Discorso di estrema attualità in un mondo dove sempre meno persone controllano ricchezze sempre maggiori e più spropositate. E di cui per molti versi si fa oggi interprete e continuatore Papa Francesco, la cui enciclica Laudato sì, secondo Geraldina, suggerisce “una denuncia forte delle asimmetrie sociali ed internazionali, delle guerre e delle grandi imprese multinazionali“. Molte sono state di recente le prese di posizione importanti di Francesco, si veda il recente viaggio in Messico, in cui ha speso parole dure contro le oligarchie e il benessere dei pochi e contro fenomeni tipici del capitalismo decadente e dipendente, come il narcotraffico.

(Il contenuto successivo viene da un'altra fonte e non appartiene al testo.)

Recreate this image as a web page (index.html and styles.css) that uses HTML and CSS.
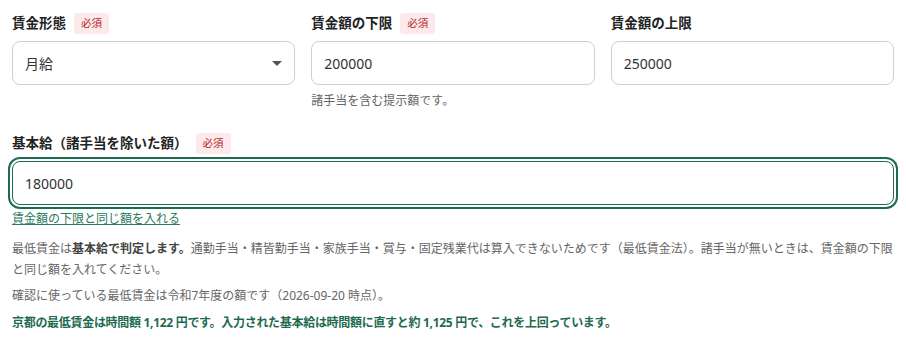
FILE: index.html
```html
<!DOCTYPE html>
<html lang="ja">
<head>
    <meta charset="UTF-8">
    <meta name="viewport" content="width=device-width, initial-scale=1.0">
    <title>賃金の入力</title>
    <link rel="stylesheet" href="styles.css">
</head>
<body>

<div class="form">
    <div class="row">
        <div class="field">
            <div class="label-row">
                <label for="wageType">賃金形態</label>
                <span class="badge">必須</span>
            </div>
            <div class="select-wrap">
                <select id="wageType">
                    <option>月給</option>
                    <option>日給</option>
                    <option>時給</option>
                </select>
            </div>
        </div>

        <div class="field">
            <div class="label-row">
                <label for="wageMin">賃金額の下限</label>
                <span class="badge">必須</span>
            </div>
            <input type="text" id="wageMin" value="200000">
            <div class="hint">諸手当を含む提示額です。</div>
        </div>

        <div class="field">
            <div class="label-row">
                <label for="wageMax">賃金額の上限</label>
            </div>
            <input type="text" id="wageMax" value="250000">
        </div>
    </div>

    <div class="field base">
        <div class="label-row">
            <label for="basePay">基本給（諸手当を除いた額）</label>
            <span class="badge">必須</span>
        </div>
        <input type="text" id="basePay" class="focused" value="180000">
        <a href="#" class="copy-link" onclick="copyMin(); return false;">賃金額の下限と同じ額を入れる</a>

        <p class="note">最低賃金は<strong>基本給で判定します。</strong>通勤手当・精皆勤手当・家族手当・賞与・固定残業代は算入できないためです（最低賃金法）。諸手当が無いときは、賃金額の下限と同じ額を入れてください。</p>
        <p class="note date">確認に使っている最低賃金は令和7年度の額です（2026-09-20 時点）。</p>

        <p class="result" id="result">京都の最低賃金は時間額 1,122 円です。入力された基本給は時間額に直すと約 1,125 円で、これを上回っています。</p>
    </div>
</div>

<script>
    function copyMin() {
        document.getElementById('basePay').value = document.getElementById('wageMin').value;
    }
</script>

</body>
</html>
```

FILE: styles.css
```css
body {
    font-family: "Noto Sans", "Noto Sans CJK JP", sans-serif;
    background-color: #ffffff;
    color: #222;
    margin: 0;
    padding: 0;
}

.form {
    padding: 12px;
}

.row {
    display: grid;
    grid-template-columns: repeat(3, 1fr);
    gap: 16px;
}

.field {
    display: flex;
    flex-direction: column;
}

.label-row {
    display: flex;
    align-items: center;
    height: 22px;
    margin-bottom: 7px;
}

.label-row label {
    font-size: 13.5px;
    font-weight: bold;
    line-height: 22px;
    color: #222;
}

.badge {
    margin-left: 8px;
    padding: 0 7px;
    height: 21px;
    line-height: 21px;
    font-size: 10.5px;
    color: #b3262d;
    background-color: #fde9e9;
    border-radius: 3px;
}

.field input,
.field select {
    box-sizing: border-box;
    width: 100%;
    height: 44px;
    padding: 0 12px;
    font-family: inherit;
    font-size: 14px;
    color: #333;
    background-color: #fff;
    border: 1px solid #cfcfcf;
    border-radius: 8px;
    outline: none;
}

.select-wrap {
    position: relative;
}

.field select {
    appearance: none;
    -webkit-appearance: none;
}

.select-wrap::after {
    content: "";
    position: absolute;
    right: 13px;
    top: 20px;
    border-left: 5px solid transparent;
    border-right: 5px solid transparent;
    border-top: 5px solid #555;
    pointer-events: none;
}

.hint {
    margin-top: 7px;
    font-size: 12px;
    line-height: 18px;
    color: #666;
}

.base {
    margin-top: 22px;
}

.field input.focused {
    border-color: #1d6b52;
    box-shadow: 0 0 0 2px #fff, 0 0 0 4px #1d6b52;
}

.copy-link {
    align-self: flex-start;
    margin-top: 5px;
    font-size: 12px;
    line-height: 18px;
    color: #2a7a5d;
}

.note {
    margin: 10px 0 0;
    font-size: 12px;
    line-height: 21px;
    color: #666;
}

.note strong {
    color: #444;
}

.note.date {
    margin-top: 5px;
}

.result {
    margin: 8px 0 0;
    font-size: 12px;
    font-weight: bold;
    line-height: 18px;
    letter-spacing: -0.3px;
    color: #1d6b4f;
}
```
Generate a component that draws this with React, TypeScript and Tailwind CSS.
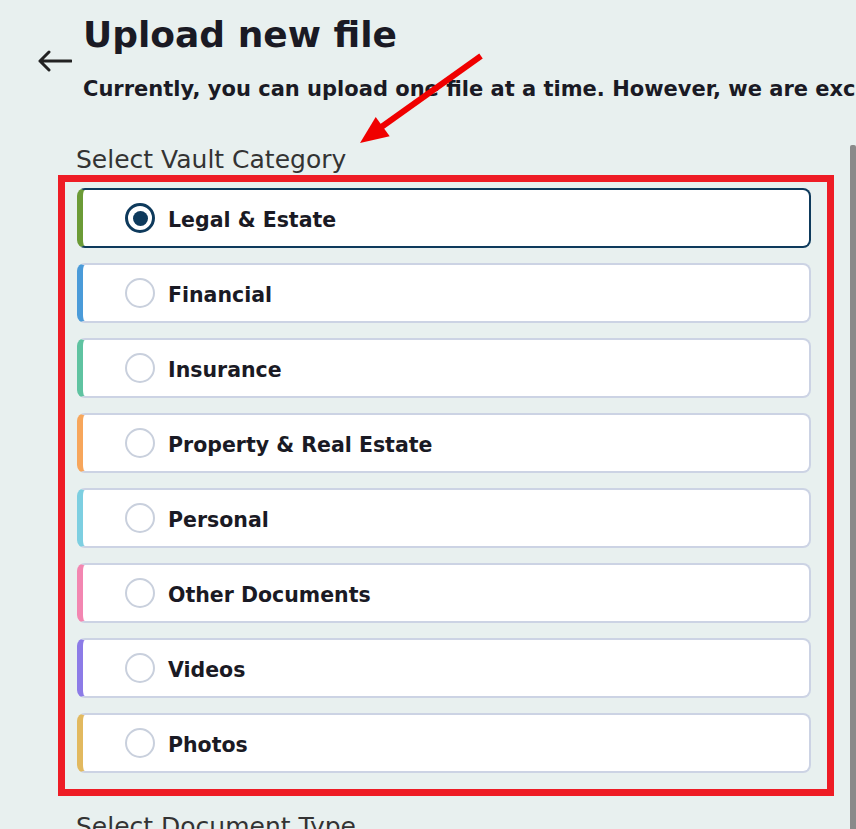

O quello di poco meno recente in Ecuador, dove ha avuto parole importanti di riconoscimento delle lotte popolari.

 

Certamente, Papa Francesco è consapevole delle resistenze reazionarie interne alla Chiesa, dove settori ancora molto forti cospirano per mantenere il ruolo di servitori e coadiutori del potere oligarchico, ricevendone in cambio piccoli e grandi privilegi personali. E dove continuano a registrarsi sacche di corruzione e perversione, dalla piaga della pedofilia ai prelati in affari, al ruolo tuttora scarsamente chiaro dello Ior e istituzioni analoghe. Ovvero a difendere posizioni superate sul terreno delle libertà personali, con grande gioia di politici d’accatto come Alfano, Giovanardi, Adinolfi, ecc. che sulla sofferenza dei diversi vogliono costruire facili fortune politiche. O infine a non mettere le sconfinate risorse della Chiesa al servizio dei popoli: qualche passo avanti viene fatto, come l‘ambulatorio recentemente donato ai clochard.

 

Ma che si aspetta a mettere a disposizione dei poveri ben altre strutture, compreso l’attico di Bertone a Piazza Navona? In questo senso l’esempio di Monsignor Romero è fondamentale per intravvedere una Chiesa schierata fino in fondo a fianco del popolo, nei fatti e non solo a parole. Quella stessa Chiesa, impersonata nel Nicaragua degli anni Ottanta da Ernesto Cardenal, cui Woytila voltava le spalle per stringere la mano del boia Pinochet. Non mancano del resto molti esempi di sacerdoti martirizzati per essersi schierati a fianco del popolo, anche in tempi recenti, dalla Colombia alle Filippine.

 

Sembra in realtà che la Chiesa, come ogni altra istituzione umana, sia attraversata dalla dialettica della lotta di classe e terreno di contesa fra posizioni politiche diverse e a volte contrapposte. Quello che è certo è che la drammaticità dei tempi presenti, contrassegnati da una polarizzazione senza precedenti del potere e del reddito, rendono sempre più necessaria una Chiesa che, riscattando il contenuto rivoluzionario del messaggio evangelico, si ponga al servizio dei poveri e degli sfruttati contro il sistema dominante che li emargina e li condanna a un’esistenza non degna di esseri umani. Questo il principale lascito di Oscar Arnulfo Romero, il cui processo di beatificazione si è completato il 23 maggio dello scorso anno, e di cui si attende ora con impazienza, anche da parte di non credenti come il sottoscritto, la definitiva canonizzazione.